— START Input —

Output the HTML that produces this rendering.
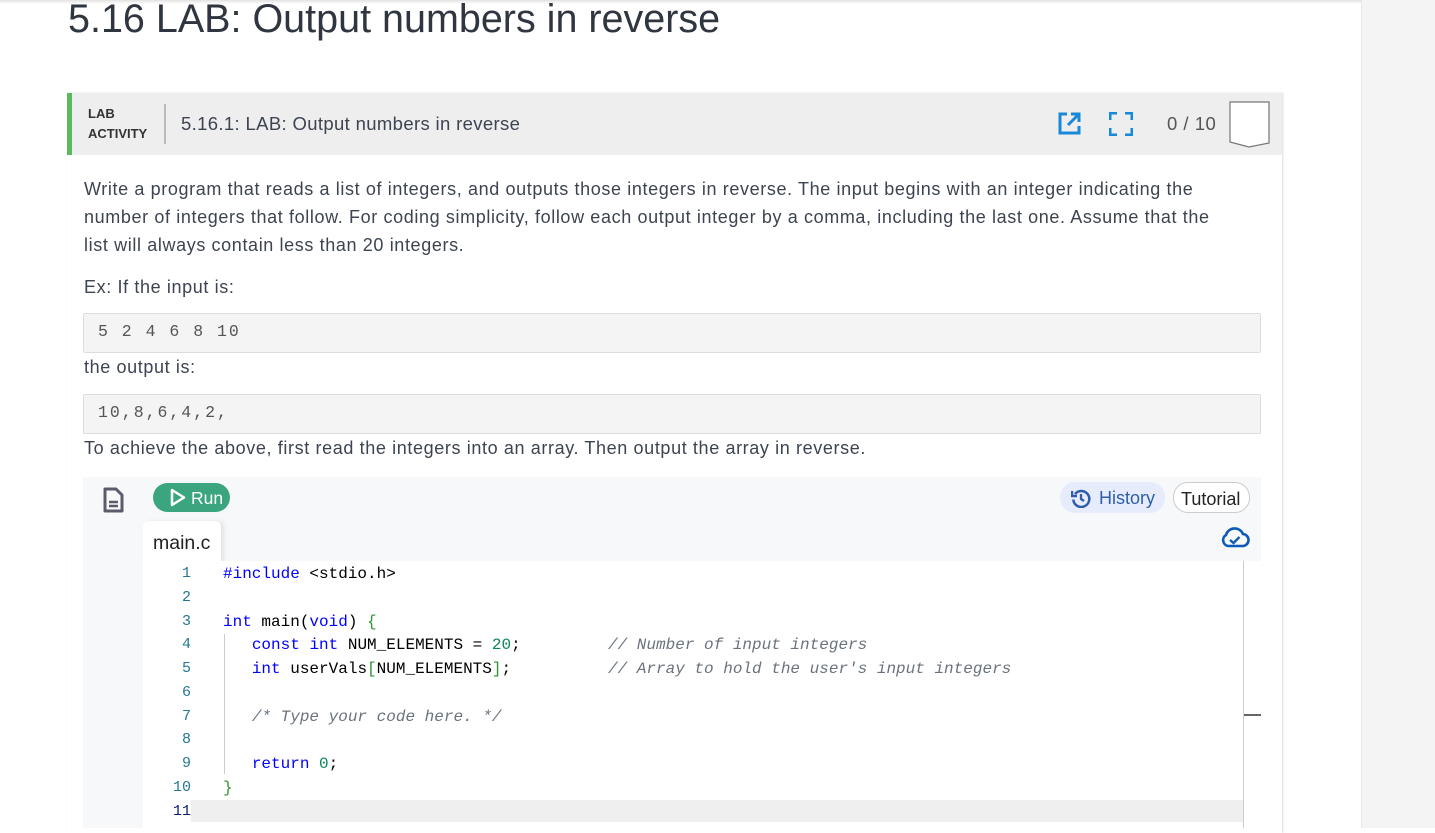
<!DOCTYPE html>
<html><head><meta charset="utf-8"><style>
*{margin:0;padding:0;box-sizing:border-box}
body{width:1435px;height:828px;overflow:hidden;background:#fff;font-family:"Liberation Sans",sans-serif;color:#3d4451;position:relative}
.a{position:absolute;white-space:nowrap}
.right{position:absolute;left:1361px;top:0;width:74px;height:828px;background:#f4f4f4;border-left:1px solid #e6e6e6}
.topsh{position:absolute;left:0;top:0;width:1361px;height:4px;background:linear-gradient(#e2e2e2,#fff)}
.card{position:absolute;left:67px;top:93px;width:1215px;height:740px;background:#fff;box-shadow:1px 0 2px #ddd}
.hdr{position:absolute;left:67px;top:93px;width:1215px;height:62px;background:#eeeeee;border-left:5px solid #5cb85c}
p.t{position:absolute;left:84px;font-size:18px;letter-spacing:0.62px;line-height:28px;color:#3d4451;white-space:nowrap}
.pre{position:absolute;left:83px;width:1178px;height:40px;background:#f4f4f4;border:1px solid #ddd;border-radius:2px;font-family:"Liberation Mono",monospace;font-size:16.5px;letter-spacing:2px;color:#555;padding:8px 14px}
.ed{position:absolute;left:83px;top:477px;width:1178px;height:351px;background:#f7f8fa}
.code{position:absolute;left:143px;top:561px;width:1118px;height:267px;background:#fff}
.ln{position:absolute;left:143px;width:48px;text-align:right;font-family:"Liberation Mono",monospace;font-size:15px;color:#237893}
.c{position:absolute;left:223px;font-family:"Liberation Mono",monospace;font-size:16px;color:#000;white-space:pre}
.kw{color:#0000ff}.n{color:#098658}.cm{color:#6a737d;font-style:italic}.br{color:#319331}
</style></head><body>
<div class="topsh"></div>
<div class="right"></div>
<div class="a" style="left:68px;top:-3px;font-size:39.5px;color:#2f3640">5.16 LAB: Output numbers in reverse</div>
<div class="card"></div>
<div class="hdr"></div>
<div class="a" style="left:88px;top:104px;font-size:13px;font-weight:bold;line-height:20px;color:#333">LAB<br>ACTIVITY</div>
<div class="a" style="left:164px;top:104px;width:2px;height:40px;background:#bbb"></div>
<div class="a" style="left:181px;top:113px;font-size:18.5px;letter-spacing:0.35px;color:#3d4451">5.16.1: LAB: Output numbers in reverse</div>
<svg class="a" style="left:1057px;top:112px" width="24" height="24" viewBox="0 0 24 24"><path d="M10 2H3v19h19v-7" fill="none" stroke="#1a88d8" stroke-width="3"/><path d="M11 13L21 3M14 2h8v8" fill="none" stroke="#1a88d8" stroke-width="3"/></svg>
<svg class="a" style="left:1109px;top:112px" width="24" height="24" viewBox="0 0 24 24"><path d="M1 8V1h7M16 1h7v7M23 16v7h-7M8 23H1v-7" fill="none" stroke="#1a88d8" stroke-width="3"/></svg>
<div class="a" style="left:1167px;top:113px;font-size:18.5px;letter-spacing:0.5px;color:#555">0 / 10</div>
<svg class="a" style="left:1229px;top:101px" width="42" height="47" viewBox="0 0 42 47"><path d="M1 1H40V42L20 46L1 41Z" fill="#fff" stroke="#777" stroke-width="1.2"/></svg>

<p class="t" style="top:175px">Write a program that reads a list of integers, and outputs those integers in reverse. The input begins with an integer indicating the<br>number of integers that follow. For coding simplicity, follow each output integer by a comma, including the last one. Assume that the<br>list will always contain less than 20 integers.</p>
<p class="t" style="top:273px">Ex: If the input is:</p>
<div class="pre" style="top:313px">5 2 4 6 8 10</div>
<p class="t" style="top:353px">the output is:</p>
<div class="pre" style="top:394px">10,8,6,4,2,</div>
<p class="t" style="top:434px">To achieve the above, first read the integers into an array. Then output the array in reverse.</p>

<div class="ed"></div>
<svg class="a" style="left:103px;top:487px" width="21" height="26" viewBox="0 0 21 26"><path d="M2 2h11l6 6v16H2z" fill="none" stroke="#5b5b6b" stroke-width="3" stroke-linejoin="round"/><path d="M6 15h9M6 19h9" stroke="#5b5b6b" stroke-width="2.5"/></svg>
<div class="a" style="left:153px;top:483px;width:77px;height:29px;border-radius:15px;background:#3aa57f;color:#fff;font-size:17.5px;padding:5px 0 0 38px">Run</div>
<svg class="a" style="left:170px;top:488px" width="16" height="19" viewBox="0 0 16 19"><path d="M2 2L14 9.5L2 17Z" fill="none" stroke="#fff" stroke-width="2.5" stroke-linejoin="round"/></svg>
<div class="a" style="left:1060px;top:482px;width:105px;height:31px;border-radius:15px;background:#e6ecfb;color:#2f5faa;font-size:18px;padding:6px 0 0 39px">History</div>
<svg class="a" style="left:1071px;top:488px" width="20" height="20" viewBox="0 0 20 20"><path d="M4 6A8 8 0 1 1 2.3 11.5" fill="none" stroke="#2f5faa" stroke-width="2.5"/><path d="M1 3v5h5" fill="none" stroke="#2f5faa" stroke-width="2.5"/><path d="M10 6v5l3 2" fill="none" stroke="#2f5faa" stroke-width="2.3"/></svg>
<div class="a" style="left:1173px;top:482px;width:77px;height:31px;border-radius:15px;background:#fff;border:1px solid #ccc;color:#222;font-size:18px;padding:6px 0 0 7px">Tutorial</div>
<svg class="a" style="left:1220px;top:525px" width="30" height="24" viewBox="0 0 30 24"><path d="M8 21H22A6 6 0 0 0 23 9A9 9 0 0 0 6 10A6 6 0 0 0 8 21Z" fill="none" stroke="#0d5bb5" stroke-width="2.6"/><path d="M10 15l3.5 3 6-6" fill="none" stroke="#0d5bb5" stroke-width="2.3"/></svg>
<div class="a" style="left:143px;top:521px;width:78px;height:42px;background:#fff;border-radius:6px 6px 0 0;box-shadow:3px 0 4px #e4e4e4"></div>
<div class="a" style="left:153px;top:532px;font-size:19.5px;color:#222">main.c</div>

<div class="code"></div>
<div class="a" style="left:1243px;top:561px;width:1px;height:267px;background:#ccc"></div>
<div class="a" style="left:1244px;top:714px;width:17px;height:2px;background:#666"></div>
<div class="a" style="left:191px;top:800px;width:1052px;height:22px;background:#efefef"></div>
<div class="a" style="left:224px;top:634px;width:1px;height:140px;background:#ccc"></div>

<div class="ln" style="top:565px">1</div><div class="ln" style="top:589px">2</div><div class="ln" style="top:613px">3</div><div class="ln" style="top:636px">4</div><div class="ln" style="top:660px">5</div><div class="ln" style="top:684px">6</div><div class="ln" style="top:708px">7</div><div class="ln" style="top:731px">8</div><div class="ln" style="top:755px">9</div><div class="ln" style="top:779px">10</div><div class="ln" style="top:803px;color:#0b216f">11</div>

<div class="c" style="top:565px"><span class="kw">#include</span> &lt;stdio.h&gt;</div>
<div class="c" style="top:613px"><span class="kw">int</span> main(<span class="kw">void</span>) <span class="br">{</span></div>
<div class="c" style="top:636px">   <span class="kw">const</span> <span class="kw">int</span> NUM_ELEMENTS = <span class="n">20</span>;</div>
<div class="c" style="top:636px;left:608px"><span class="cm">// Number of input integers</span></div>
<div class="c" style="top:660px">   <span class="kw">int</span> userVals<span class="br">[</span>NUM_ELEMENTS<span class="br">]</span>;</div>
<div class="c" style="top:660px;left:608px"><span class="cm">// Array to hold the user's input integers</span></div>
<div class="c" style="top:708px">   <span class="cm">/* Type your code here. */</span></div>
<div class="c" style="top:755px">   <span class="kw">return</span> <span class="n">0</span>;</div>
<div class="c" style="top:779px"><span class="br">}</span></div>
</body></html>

— END Input —
— START Input —

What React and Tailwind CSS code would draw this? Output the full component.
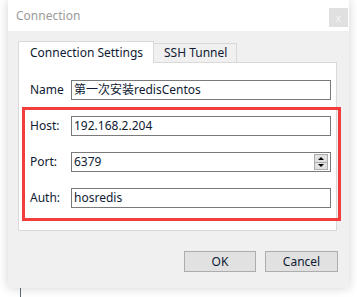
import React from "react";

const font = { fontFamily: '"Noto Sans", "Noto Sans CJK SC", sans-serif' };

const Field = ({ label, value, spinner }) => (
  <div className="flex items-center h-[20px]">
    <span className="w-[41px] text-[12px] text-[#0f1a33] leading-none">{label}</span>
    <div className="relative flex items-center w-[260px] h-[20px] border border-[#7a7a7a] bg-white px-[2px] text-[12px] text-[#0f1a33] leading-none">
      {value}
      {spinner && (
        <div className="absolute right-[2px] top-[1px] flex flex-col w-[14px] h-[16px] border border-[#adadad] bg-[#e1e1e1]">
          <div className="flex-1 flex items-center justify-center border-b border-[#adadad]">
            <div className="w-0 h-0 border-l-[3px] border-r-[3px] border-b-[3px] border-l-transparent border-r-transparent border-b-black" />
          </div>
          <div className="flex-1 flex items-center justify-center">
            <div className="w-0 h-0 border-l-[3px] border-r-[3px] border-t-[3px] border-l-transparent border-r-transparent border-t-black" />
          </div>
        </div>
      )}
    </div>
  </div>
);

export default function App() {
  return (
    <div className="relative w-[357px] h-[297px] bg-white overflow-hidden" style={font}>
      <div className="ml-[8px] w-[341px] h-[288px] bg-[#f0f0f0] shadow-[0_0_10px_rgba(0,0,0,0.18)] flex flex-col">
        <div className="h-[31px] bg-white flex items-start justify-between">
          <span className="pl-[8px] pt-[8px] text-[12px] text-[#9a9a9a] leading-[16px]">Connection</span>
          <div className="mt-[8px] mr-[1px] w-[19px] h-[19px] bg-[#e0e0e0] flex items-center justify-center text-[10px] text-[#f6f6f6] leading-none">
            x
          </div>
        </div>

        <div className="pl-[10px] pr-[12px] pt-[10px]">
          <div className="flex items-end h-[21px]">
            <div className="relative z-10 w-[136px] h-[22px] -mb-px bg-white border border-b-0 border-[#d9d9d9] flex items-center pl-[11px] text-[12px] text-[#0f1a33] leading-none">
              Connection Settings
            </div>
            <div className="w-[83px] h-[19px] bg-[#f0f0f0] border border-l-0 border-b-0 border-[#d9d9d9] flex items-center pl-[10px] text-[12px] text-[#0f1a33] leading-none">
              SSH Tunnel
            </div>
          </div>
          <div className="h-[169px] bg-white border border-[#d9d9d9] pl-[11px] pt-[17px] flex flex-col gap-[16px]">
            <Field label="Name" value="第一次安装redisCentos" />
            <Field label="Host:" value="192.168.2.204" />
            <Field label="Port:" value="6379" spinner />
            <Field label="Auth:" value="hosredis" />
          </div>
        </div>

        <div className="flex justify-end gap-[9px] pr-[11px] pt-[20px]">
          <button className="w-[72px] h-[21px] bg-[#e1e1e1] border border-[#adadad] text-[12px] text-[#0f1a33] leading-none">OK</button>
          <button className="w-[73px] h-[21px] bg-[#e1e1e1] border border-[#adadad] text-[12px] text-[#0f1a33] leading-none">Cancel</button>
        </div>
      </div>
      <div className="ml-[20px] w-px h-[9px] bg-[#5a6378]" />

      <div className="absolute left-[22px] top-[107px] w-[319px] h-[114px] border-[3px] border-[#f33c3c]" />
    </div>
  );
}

— END Input —

### Set exercise
In the entries above, find lines with "that" and copy each.

### Response to the exercise
Output the HTML that produces this rendering.
<p class="t" style="top:175px">Write a program that reads a list of integers, and outputs those integers in reverse. The input begins with an integer indicating the<br>number of integers that follow. For coding simplicity, follow each output integer by a comma, including the last one. Assume that the<br>list will always contain less than 20 integers.</p>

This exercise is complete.